Similar to the labour market and ecological approaches in calculating NFFPC, the labour market population and the existing firms’ population is considered in the calculation of the WeightedDist as different denominators in Eq. 5. The labour population is considered as bank loans are often applied by individuals from the labour market where they live since they are most likely to start a new firm.

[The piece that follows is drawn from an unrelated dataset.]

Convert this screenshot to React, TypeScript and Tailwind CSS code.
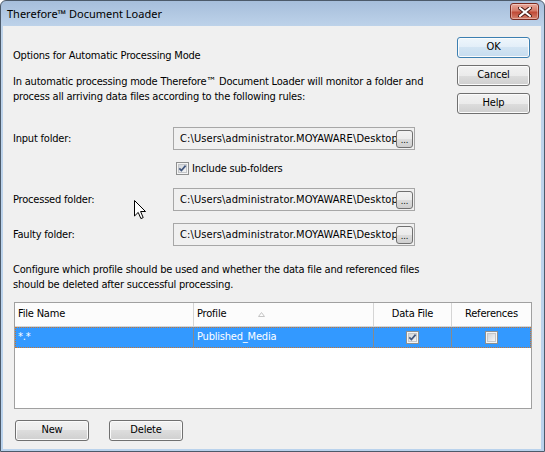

The existing firm population is considered as the establishment of new firms might not necessarily follow the residential pattern of the labour force population but might instead follow the pattern of the locations with high firm density. A higher firm density in the region means that there is a potentially favourable environment for setting up a business, which encourages potential entrepreneurs to set up their business in the same region. Hence, there could be a higher demand for bank loans by these entrepreneurs. A high firm density can also be advantageous for new firm formation due to a higher probability in the match between firms, labour, suppliers and customer, which lowers the transaction costs (Krugman 33,32,b, a). Furthermore, banks are often profit-driven and they may locate more branches in locations of high firm density (Okeahalam 2009). The weighted mean distance to the nearest bank branch weighted by the number of existing firms is included in the robustness test.

Fig. 3 shows the weighted mean distance to the nearest bank branch weighted by labour population (WeightedDistLabour) while Fig. 6 in the appendix shows the weighted mean distance to the nearest bank branch weighted by the number of existing firms (WeightedDistFirms). It is observed that the weighted mean distance to the nearest bank branches in both Fig. 3 and 6 is generally higher in northern Sweden than in southern Sweden as bank branches in the north are more sparsely distributed.

Fig. 3
figure 3

WeightedDistLabour in 2013 in m (“Natural breaks”2 classification)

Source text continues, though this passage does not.